Éditeur dont la carrière fut interrompue par huit ans d'exil (1851-1859), Hetzel mêle les éditions de luxe aux « livraisons à quatre sous », « la littérature pour les mioches » aux textes littéraires, savants ou politiques, accordant toujours une grande importance à l'image.

Commis de librairie chez A. Paulin en 1836, Hetzel devient son associé en 1838. Outre son aptitude à saisir l'air du temps, il apporte soin et talent au choix des textes, des illustrations et à la fabrication des livres (cartonnages). L'appui financier de Furne, Dubochet et Paulin, et un important fonds religieux lui permettent de devenir indépendant en 1842. En février 1848, il se lance dans la révolution : chef de cabinet de Lamartine, Hetzel ne verra pas son rêve républicain survivre aux émeutes de juin. Exilé après le coup d'État du 2 décembre 1851, il rencontre Hugo à Bruxelles, fait publier Napoléon-le-Petit avant d'éditer les Châtiments dans la clandestinité.

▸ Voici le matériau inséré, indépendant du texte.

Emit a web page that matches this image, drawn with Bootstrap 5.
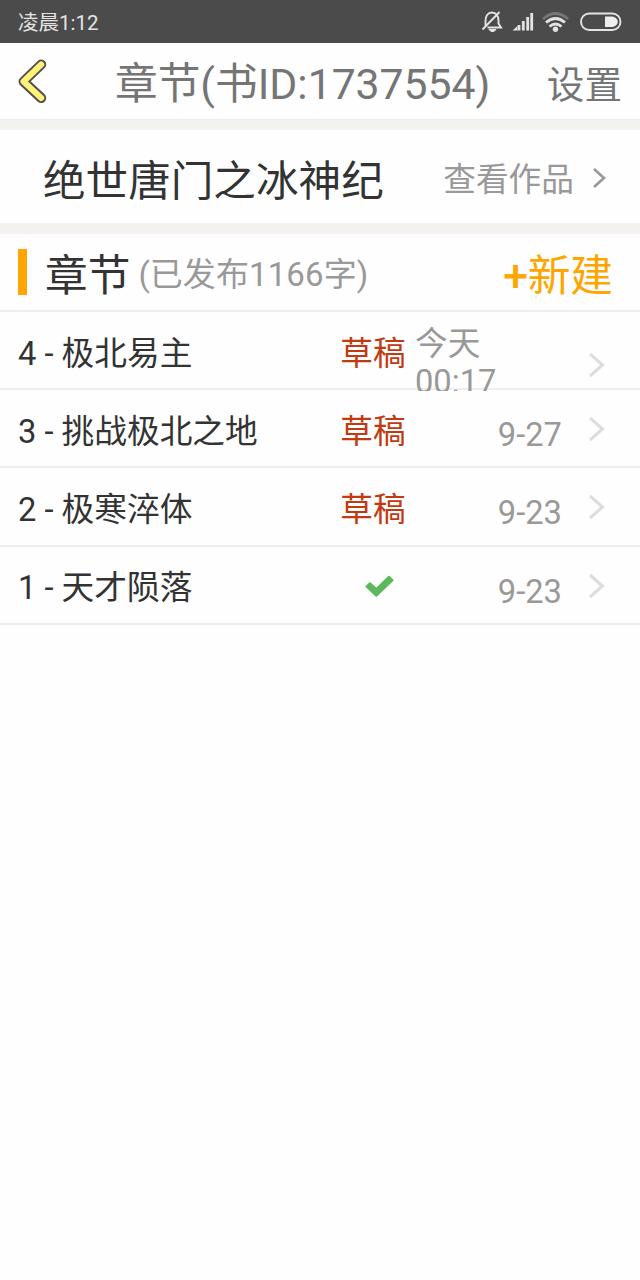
<!DOCTYPE html>
<html lang="zh-CN">
<head>
<meta charset="utf-8">
<meta name="viewport" content="width=device-width, initial-scale=1">
<title>章节</title>
<link href="https://cdn.jsdelivr.net/npm/bootstrap@5.3.0/dist/css/bootstrap.min.css" rel="stylesheet">
<style>
body { font-family: Roboto, "Noto Sans CJK SC", sans-serif; color: #333; background: #fefefe; font-size: 32.7px; line-height: 38px; overflow: hidden; }
svg { display: block; flex: none; }
.statusbar { height: 42.5px; background: #4b4b4b; color: #e4e4e4; font-size: 20.5px; line-height: 24px; padding: 2px 18px 0; }
.statusbar span { padding-top: 2px; }
.topbar { height: 77px; color: #757575; padding: 4px 18px 0; border-bottom: 1px solid #eee; }
.topbar h1 { font-size: 42.7px; line-height: 50px; font-weight: 400; margin-left: 67px; padding-top: 2px; }
.topbar .back { margin-bottom: 3px; }
.topbar .setup { font-size: 37.6px; line-height: 44px; color: #757575; padding-top: 4px; }
.gapline { height: 10.5px; background: #f3f2ee; }
.book { height: 93px; padding: 5px 34px 0 43px; font-size: 42.6px; line-height: 50px; }
.book > span { padding-top: 3px; }
.viewlink { color: #999; font-size: 32.7px; line-height: 38px; gap: 18px; }
.viewlink span { padding-top: 2px; }
.viewlink svg { margin-bottom: 2px; }
.section-head { height: 78.5px; padding: 0 27px 0 18px; border-bottom: 2px solid #eee; }
.bar { width: 9px; height: 46px; background: #ffa500; margin-right: 18px; }
.section-head h2 { font-size: 42.7px; line-height: 50px; font-weight: 400; padding-top: 8px; }
.muted { color: #999; font-size: 33px; letter-spacing: .1px; padding-top: 7px; }
.create { color: #ffa500; font-size: 42.7px; line-height: 50px; padding-top: 8px; }
.create b { font-weight: 400; -webkit-text-stroke: .9px #ffa500; }
.chapter { height: 78.2px; border-bottom: 2px solid #eee; padding: 0 35px 0 18px; }
.name { width: 316px; margin-top: 22.5px; }
.state { width: 78px; height: 38px; margin-top: 22.5px; color: #c13a10; }
.state svg { margin: -4px -12px 0 0; }
.when { width: 150px; margin-top: 26px; color: #999; text-align: right; }
.when.wrapped { width: 147px; height: 66px; margin-top: 12.500px; margin-left: 3px; text-align: left; overflow: hidden; }
.go { margin-top: 26px; margin-left: auto; }
.wrapped + .go { margin-top: 40px; }
</style>
</head>
<body>
<div class="statusbar d-flex align-items-center justify-content-between">
  <span>凌晨1:12</span>
  <svg width="142" height="26" viewBox="480 8 142 26" fill="none" stroke="#e4e4e4" stroke-width="1.9">
    <path d="M485.500 25V20C485.500 15 488 11.500 492 11.500C496 11.500 498.500 15 498.500 19V22.500L501 26.500H487.500M482.500 28.500L499.500 11"/>
    <path d="M489 28.500H496L494 30.500H491Z" fill="#e4e4e4" stroke-width="1"/>
    <path d="M519 29.500V24M523.300 29.500V20M527.700 29.500V16M531.700 29.500V12" stroke-width="2.800"/>
    <path d="M512.500 29.500L517.500 25V29.500Z" fill="#e4e4e4" stroke="none"/>
    <path d="M543 18Q555.500 7 568 18" stroke="#777" stroke-width="2.700"/>
    <path d="M546 21.500Q555.500 13.500 565 21.500M549.500 25.500Q555.500 20.500 561.500 25.500" stroke-width="2.700"/>
    <circle cx="555.500" cy="28.300" r="2.700" fill="#e4e4e4" stroke="none"/>
    <rect x="581" y="12.500" width="39.500" height="16.500" rx="8.200"/>
    <path d="M605 15.500H611C620 15.500 620 26 611 26H605Z" fill="#eee" stroke="none"/>
  </svg>
</div>
<header class="topbar d-flex align-items-center">
  <svg class="back" width="30" height="46" viewBox="18 58 30 46" fill="none" stroke-linecap="round" stroke-linejoin="round">
    <path d="M41.200 64.500L23.500 81.500L41.200 98" stroke="#554f48" stroke-width="10"/>
    <path d="M41.200 64.500L23.500 81.500L41.200 98" stroke="#fff27a" stroke-width="6"/>
  </svg>
  <h1 class="mb-0">章节(书ID:1737554)</h1>
  <span class="setup ms-auto">设置</span>
</header>
<div class="gapline"></div>
<section class="book d-flex align-items-center justify-content-between">
  <span>绝世唐门之冰神纪</span>
  <a class="viewlink d-flex align-items-center text-decoration-none"><span>查看作品</span>
    <svg width="14" height="22" fill="none" stroke="#999" stroke-width="2.700"><path d="M2 2L12 11L2 20"/></svg></a>
</section>
<div class="gapline"></div>
<section class="section-head d-flex align-items-center">
  <div class="bar"></div>
  <h2 class="mb-0">章节</h2>
  <span class="muted ms-2">(已发布1166字)</span>
  <span class="create ms-auto"><b>+</b>新建</span>
</section>
<main>
  <div class="chapter d-flex">
    <div class="name">4 - 极北易主</div><div class="state text-center">草稿</div>
    <div class="when wrapped">今天<br>00:17</div>
    <svg class="go" width="17" height="26" fill="none" stroke="#ddd" stroke-width="3"><path d="M2 2L14.500 13L2 24"/></svg>
  </div>
  <div class="chapter d-flex">
    <div class="name">3 - 挑战极北之地</div><div class="state text-center">草稿</div>
    <div class="when">9-27</div>
    <svg class="go" width="17" height="26" fill="none" stroke="#ddd" stroke-width="3"><path d="M2 2L14.500 13L2 24"/></svg>
  </div>
  <div class="chapter d-flex">
    <div class="name">2 - 极寒淬体</div><div class="state text-center">草稿</div>
    <div class="when">9-23</div>
    <svg class="go" width="17" height="26" fill="none" stroke="#ddd" stroke-width="3"><path d="M2 2L14.500 13L2 24"/></svg>
  </div>
  <div class="chapter d-flex">
    <div class="name">1 - 天才陨落</div>
    <div class="state d-flex align-items-center justify-content-center">
      <svg width="29" height="22" viewBox="365 574 29 22" fill="#5cb85c" stroke="#5cb85c" stroke-width="2" stroke-linejoin="round"><path d="M366.500 585.500L370 582.200L376.300 588L389 575.800L392.500 579.200L376.300 594.800Z"/></svg>
    </div>
    <div class="when">9-23</div>
    <svg class="go" width="17" height="26" fill="none" stroke="#ddd" stroke-width="3"><path d="M2 2L14.500 13L2 24"/></svg>
  </div>
</main>
<script src="https://cdn.jsdelivr.net/npm/bootstrap@5.3.0/dist/js/bootstrap.bundle.min.js"></script>
</body>
</html>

Auteur lui-même et traducteur - sous la signature de P.-J. Stahl -, il collabore avec les plus grands illustrateurs : Grandville (Scènes de la vie privée et publique des animaux, 1842), Gavarni (Œuvres choisies, 1846 ; le Diable à Paris), Tony Johannot (le Voyage où il vous plaira), Cham, Bertall, puis Doré (les Contes de Perrault, 1861), Schuler, Frœlich (Albums de Mademoiselle Lili), Riou, Neuville. Au moment de lancer les séries du Diable à Paris, du Magasin des enfants (devenu en 1864 le Magasin d'éducation et de récréation), Hetzel publie la Comédie humaine de Balzac (1842) et participe à la célèbre préface. Il édite, entre autres, les œuvres de Sue, Dumas, Nodier, Janin, Musset, Gautier, Stendhal, Hugo, Sand, Erckmann-Chatrian (le Conscrit de 1813), Daudet, Reclus, Karr, Proudhon, A. Laurie, Stevenson (l'Île au trésor, 1884) et, en 1862, Cinq semaines en ballon, le premier des 56 volumes des Voyages extraordinaires de Jules Verne (plus de mille éditions). Hetzel est alors tel que l'a saisi Gavarni : foulant Paris aux pieds, il règne en monarque diabolique et génial sur les auteurs et illustrateurs qui font le XIXe siècle.